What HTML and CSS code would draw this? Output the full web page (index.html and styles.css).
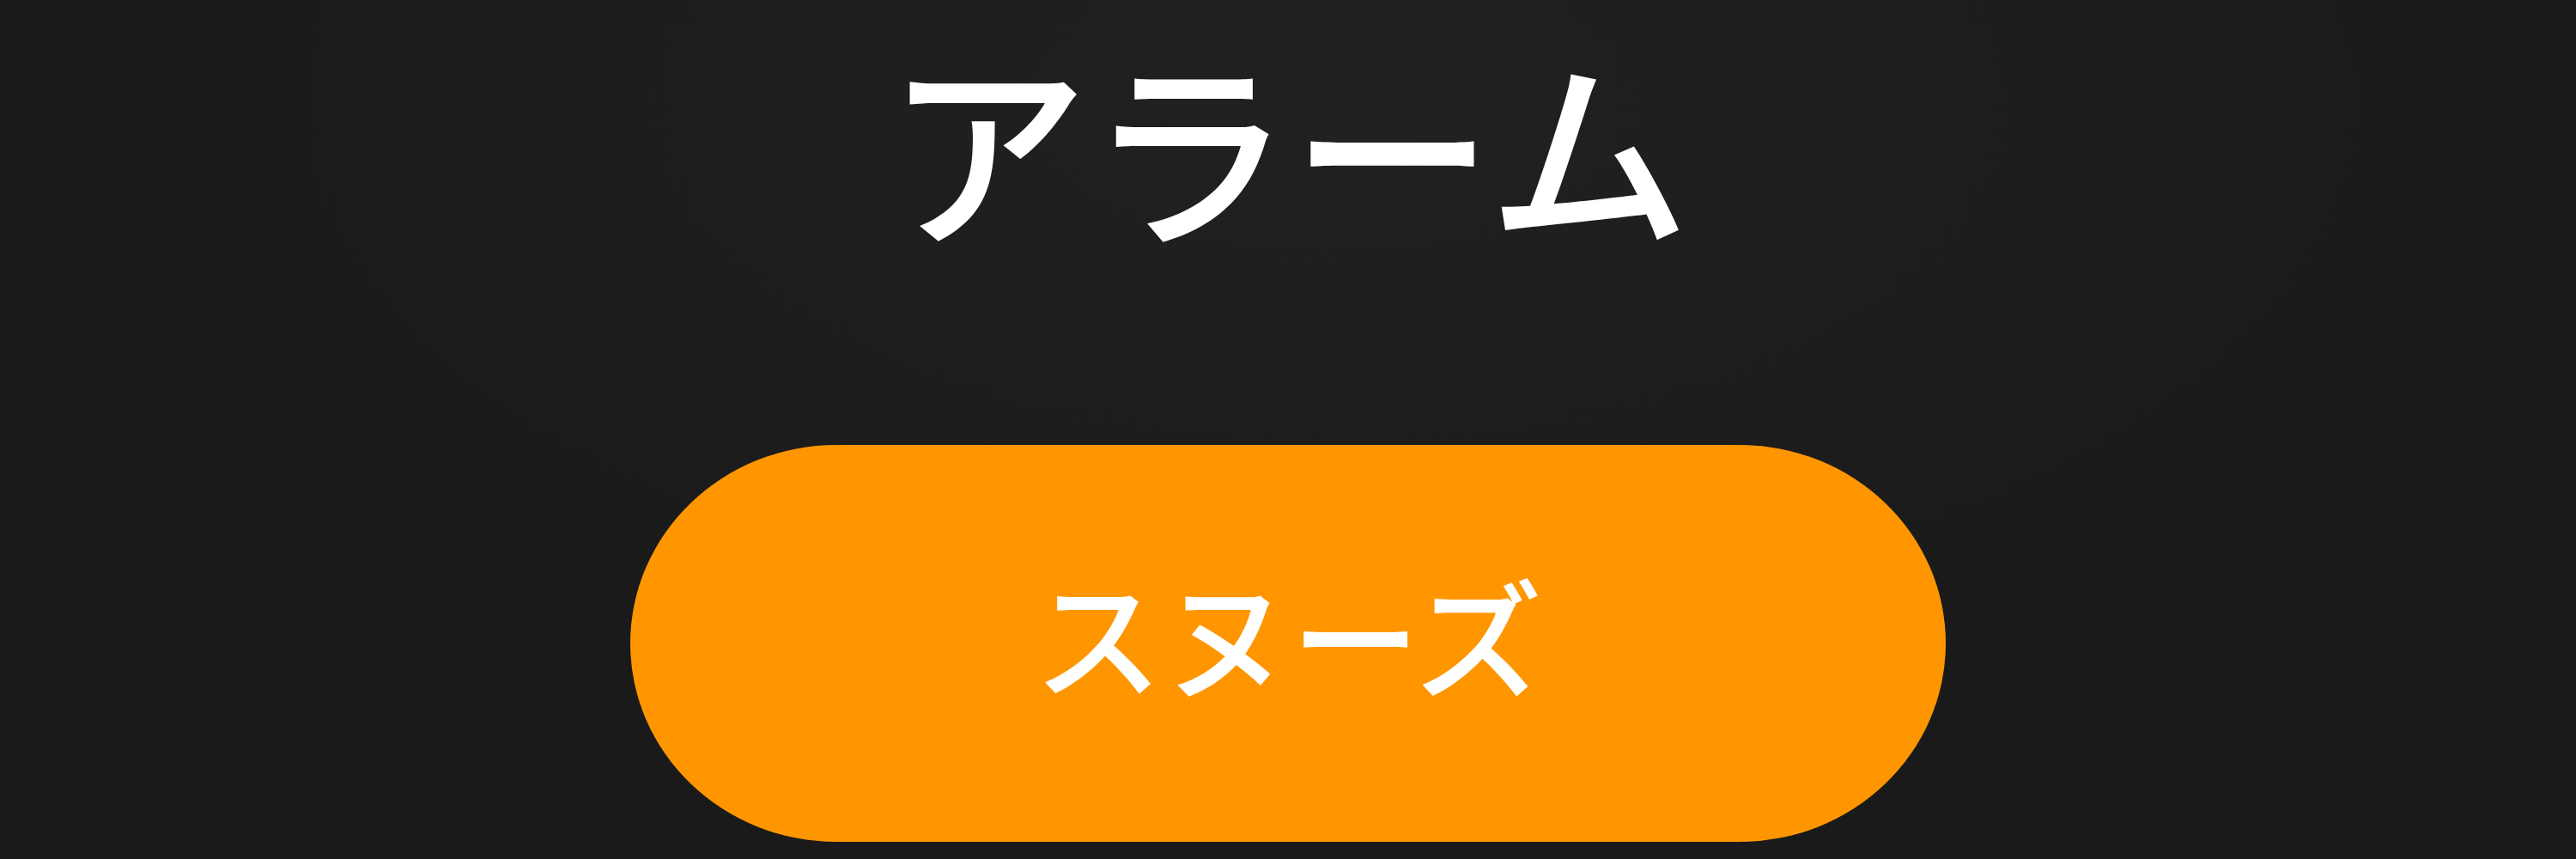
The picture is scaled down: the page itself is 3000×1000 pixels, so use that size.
FILE: index.html
```html
<!DOCTYPE html>
<html lang="ja">
<head>
<meta charset="utf-8">
<title>アラーム</title>
<link rel="stylesheet" href="styles.css">
</head>
<body>
<main class="screen">
  <h1 class="title">アラーム</h1>
  <button class="snooze" type="button">スヌーズ</button>
</main>
</body>
</html>
```
FILE: styles.css
```css
html, body {
  margin: 0;
  padding: 0;
  background: #1b1b1b;
}
.screen {
  width: 3000px;
  height: 1000px;
  box-sizing: border-box;
  display: flex;
  flex-direction: column;
  align-items: center;
  background: radial-gradient(ellipse 1400px 700px at 1550px 120px, #22211f 0%, #1e1e1d 45%, #1a1a1a 100%);
  font-family: "Noto Sans CJK JP", "Noto Sans", sans-serif;
  color: #ffffff;
}
.title {
  margin: 49px 0 0 0;
  font-size: 236px;
  line-height: 1;
  font-weight: 500;
  color: #ffffff;
}
.snooze {
  margin-top: 233px;
  width: 1532px;
  height: 462px;
  box-sizing: border-box;
  border: none;
  border-radius: 240px / 231px;
  background: #ff9600;
  color: #ffffff;
  font-family: "Noto Sans CJK JP", "Noto Sans", sans-serif;
  font-size: 150px;
  font-weight: 500;
  line-height: 1;
  display: flex;
  align-items: center;
  justify-content: center;
  padding: 0 0 24px 0;
}
```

--------

The problem → Scan the listing above for the word "page" and show each line where it is found.

Expected output →
What HTML and CSS code would draw this? Output the full web page (index.html and styles.css).
The picture is scaled down: the page itself is 3000×1000 pixels, so use that size.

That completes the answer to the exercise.